Durante la pelea entre la cowboy Andrea Lee y la indomable Verónica Macedo, el respetable se desespera. Las peleadoras se agarran, se baten en el suelo, buscando la sumisión, practicando la célebre guillotina, pero sus rostros permanecen casi inmaculados al término del segundo round, y eso, claro, exaspera a los presentes. "No escucho cómo suena", vocifera uno de los asistentes. Y el hombre que ha venido con su esposa, resopla de sopor.
El ansiado debut de Diego Rivas, el ídolo local, en la millonaria industria de la sangre, eleva las pulsaciones en la tribuna. Y los decibelios. Su rival, Cannetti, ingresa al octágono con una bandera argentina. Y las hostilidades crecen. "Saca esa bandera, conchetumare", le gritan. Y el peleador, consciente de que la UFC es mucho más un espectáculo que un deporte, mucho más un show que un juego, provoca con eso. "Argentino cagón, dos copas América, hoy van a perder otra vez", grita un miembro de la enardecida hinchada de casa, que recibe al Pitbull con cientos de caretas con su rostro (y el hashtag damos la pelea). Es un mercadoctécnico mecanismo de apoyo, sin duda, pero también una suerte de inmersión colectiva en un espectáculo sanguinario y perverso en el que no termina de quedar del todo claro quién es el peleador y quién el amante de las peleas.
"¡Pégale!", "¡mátalo!", "¡patea, Diego, Patea!", son algunas de las consignas vociferadas por los asistentes para aleonar al chileno, que termina por perder su combate (por fallo unánime) antes de retirarse cabizbajo, insatisfecho.
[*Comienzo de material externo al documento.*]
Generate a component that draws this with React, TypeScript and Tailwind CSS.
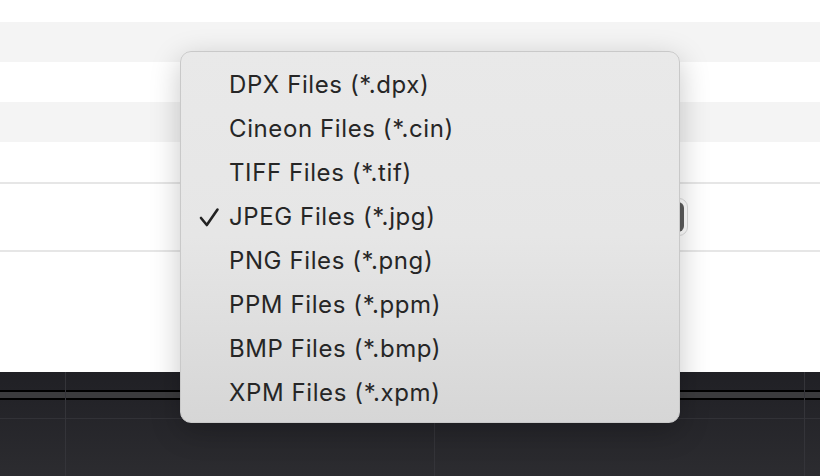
import React from "react";

const items = [
  "DPX Files (*.dpx)",
  "Cineon Files (*.cin)",
  "TIFF Files (*.tif)",
  "JPEG Files (*.jpg)",
  "PNG Files (*.png)",
  "PPM Files (*.ppm)",
  "BMP Files (*.bmp)",
  "XPM Files (*.xpm)",
];

export default function App() {
  return (
    <div
      className="relative w-[820px] h-[476px] overflow-hidden bg-white"
      style={{ fontFamily: "Inter, 'Noto Sans', sans-serif" }}
    >
      <div className="flex flex-col">
        <div className="h-[22px] bg-white" />
        <div className="h-[40px] bg-[#f4f4f4]" />
        <div className="h-[40px] bg-white" />
        <div className="h-[40px] bg-[#f4f4f4]" />
        <div className="h-[40px] bg-white" />
        <div className="h-[2px] bg-[#e6e6e6]" />
        <div className="h-[66px] bg-white flex justify-end pr-[132px] items-center">
          <div className="w-[150px] h-[38px] rounded-[9px] border border-[#dcdcdc] bg-white p-[3px] flex justify-end">
            <div className="w-[22px] h-full rounded-[6px] bg-[#5c5c5c]" />
          </div>
        </div>
        <div className="h-[2px] bg-[#e6e6e6]" />
        <div className="h-[120px] bg-white" />
        <div className="relative h-[104px] bg-gradient-to-b from-[#202025] to-[#2c2c30] flex flex-col">
          <div className="h-[18px]" />
          <div className="h-[2px] bg-black" />
          <div className="h-[6px] bg-[#3b3b3d]" />
          <div className="h-[2px] bg-black" />
          <div className="h-[18px]" />
          <div className="h-[1px] bg-[#323237]" />
          <div className="absolute left-[65px] top-0 bottom-0 w-[1px] bg-[#343439]" />
          <div className="absolute left-[434px] top-0 bottom-0 w-[1px] bg-[#343439]" />
          <div className="absolute left-[804px] top-0 bottom-0 w-[1px] bg-[#343439]" />
        </div>
      </div>

      <div className="absolute left-[180px] top-[51px] w-[500px] h-[372px] rounded-[11px] border border-[#c9c9c9] bg-gradient-to-b from-[#e9e9e9] via-[#e6e6e6] to-[#d6d6d6] shadow-[0_8px_30px_rgba(0,0,0,0.22)] pt-[11px] pb-[8px]">
        {items.map((t, i) => (
          <div key={t} className="relative h-[44px] flex items-center pl-[48px] text-[24px] text-[#262626] tracking-[0.6px]">
            {i === 3 && (
              <svg className="absolute left-[18px] top-[12px]" width="21" height="21" viewBox="0 0 21 21">
                <path d="M2 11 L7.8 18 L18.5 2.5" fill="none" stroke="#222" strokeWidth="2.6" strokeLinecap="round" strokeLinejoin="round" />
              </svg>
            )}
            {t}
          </div>
        ))}
      </div>
    </div>
  );
}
Y es entonces cuando la fanática empatía, por llamarla de algún modo, se desborda, superando todas las barreras, y un conato de pelea se instala en la tribuna minutos antes de que Canetti abandone el octágono bajo una lluvia de vasos, proyectiles y objetos. Afuera, los más jóvenes se fotografían con el cinturón de campeones.
El aséptico nocaut de Reyes sobre Cannonier, en tiempo récord, marca el preludio de los combates estelares. "Feo el k.o", comentan entre risas dos jóvenes, en la primera fila, sobre el último desenlace, demasiado rápido y demasiado limpio, probablemente, para los estándares de la UFC.
Y mientras las azafatas desfilan por el perímetro de la jaula con poca ropa y una sonrisa inmensa (nada nuevo bajo el sol a orillas del ring), sorteando los silbidos piroperos, Maia y Usman ingresan al octágono para dirimir el último duelo. Es el único pactado a cinco asaltos y termina con un triunfo contundente de Usman (la pesadilla nigeriana), que deja completamente desfigurado el rostro de su oponente. Un sueño para el público asistente. Pero después de casi siete horas de rodillazos, patadas, sangre, torsos deformados y cejas abiertas, incluso las 11.082 personas presentes en el recinto, parecen estar aguardando una tregua. Y cuando Usman se dispone a dar su discurso ganador, apenas quedan en la tribuna una cuarta parte de los asistentes. No venían buscando un triunfador, a fin de cuentas, inmaculado y sonriente, sino el morbo de la derrota incontestable, la sangre resbalando por el rostro del perdedor, como en esa vida real que reproduce, dicen, la UFC. La de las luchas callejeras.